Mac Book Pro for Web Design/Development

Discussion in 'MacBook Pro' started by moonpixel, Apr 23, 2010.

  1. moonpixel macrumors newbie

    Joined:
    Jul 28, 2009
    Location:
    prague
    #1
    Hi I would like some advice please...

    I am thinking to buy the Mac Book Pro (15" or 17")
    to use for my daily work (Web Design/Development)

    I am spending 12 hours / day average working on computer,
    but lately spending more time on the road, so a laptop might be handy.

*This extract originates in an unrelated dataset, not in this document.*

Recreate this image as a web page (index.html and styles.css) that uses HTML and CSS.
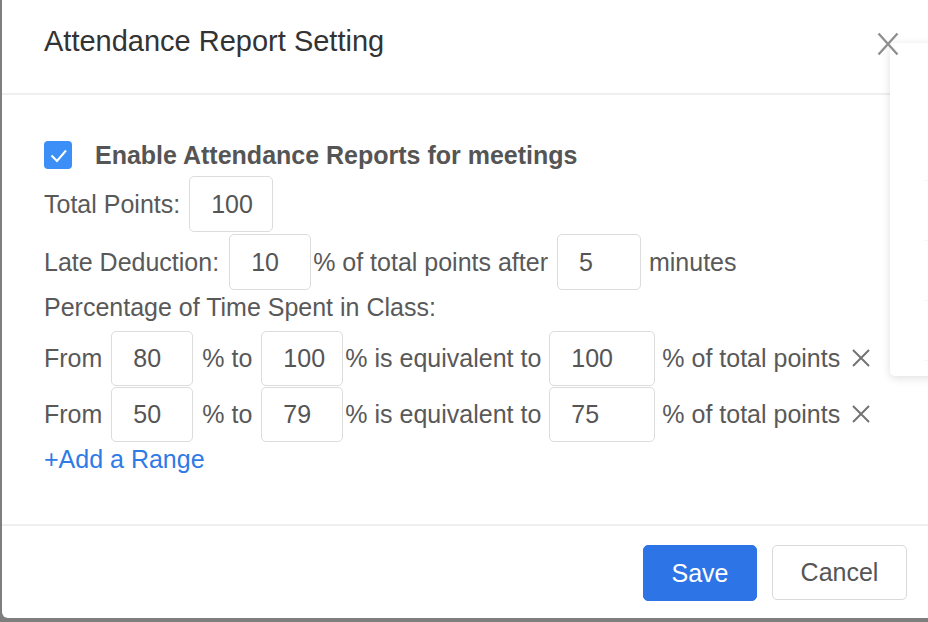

    Anyone has any advice please, working long hours on laptop ?
    Are there any drawbacks comparing to the iMac (apart from the screen size).
    How about security?
    Back pain or sore eyes, comparing to desktop computer?
    Any feedback appreciated
    Thanks a lot
     
  2. moonpixel thread starter macrumors newbie

    Joined:
    Jul 28, 2009
    Location:
    prague
    #2
    Mac Book Pro

    Sorry, I just forgot to mention something, wondering if I will need to use an external HD if its possible to connect to the Mac Book Pro via USB
     
  3. thejadedmonkey macrumors 604

    thejadedmonkey

    Joined:
    May 28, 2005
    Location:
    Pa
    #3
    Make sure that you get the matte screen, as the glossy screen distorts colors slightly. That limits you to the 15" or 17" models, and it's a $150 upgrade I believe.
     
  4. BrianMR macrumors regular

    BrianMR

    Joined:
    Apr 3, 2007
    Location:
    USA
    #4
    I would MRoogle around for some of these answers. I do web development, and its one of the reasons I got a MacBook Pro. I can test from clients in OS X (obviously), Windows, and Linux all at once from the my machine (I use VMware). Not sure how you do that on any other computer.

    I use the 15" screen, but I know web-devs who prefer the 17.

    Security is great in my opinion. I use Little Snitch for added security, and check into WaterRoof for firewall config. In Firefox I use NoScript, great if you care about speed & security. As I am sure you know, Firefox is great for web development with plugins such as Firebug & Web Developer. Firebug is amazing. Get Little Snitch if you care about security.

    You can do web development on any OS I suppose, but I think OS X is the best. I used to use Ubuntu up until 2007 which I switched. If you're doing pure .NET development, maybe Windows is best although I've seen pictures from .NET conferences which have lots of Macs on the desks.

    Get an external mouse, keyboard, and screen for times when you are at your desk.

    Hope this helps.
     
  5. harpster macrumors regular

    Joined:
    Jan 26, 2010
    #5
    I'm also doing web design & web programming primarily would recommend the 17". The reason is simply because you can drop the resolution down to 1680 X 1050 which to me is a more comfortable resolution to design on (larger text size). I've been at the Apple store and spent a few hours really looking at the screen sizes of the 15" Hi-Res and the 17" and also looked at several of my web sites so that's probably what you should do if you can. I just felt that the screen resolution on the 15" Hi-Res and 17" made the text and website overall look smaller than I like to see and develop in. But when I change the resolution on the 17" to 1680 X 1050 is looks better to me and more to what I'm used to. So I think it would be an advantage to be able to have those two usable resolutions and more screen real estate if needed. On the 15" you can't really change the resolution and still have it look good. I'm also going to get a 23" or 24" monitor for my office to use with the 17" MacBook Pro.
     
  6. Fry-man22 macrumors 6502

    Fry-man22

    Joined:
    Nov 25, 2007
    #6
    Man - you're killing me ruining the sharpness of that 17" display @ 1680x1050...

    Make your text bigger in the app or something.
     
  7. harpster macrumors regular

    Joined:
    Jan 26, 2010
    #7
    Oh well I guess you missed the whole point of that one.. How could I be killing you anyway your not looking at my screen?

    What I said is you have two decent resolutions to work with so it might be better suited for web design which is what this post is about... As far as changing all your apps to match the screen.. who want's to do that? If your using the computer primarily for text you need to decide if that native resolution will work for you or not without having to adjust everything.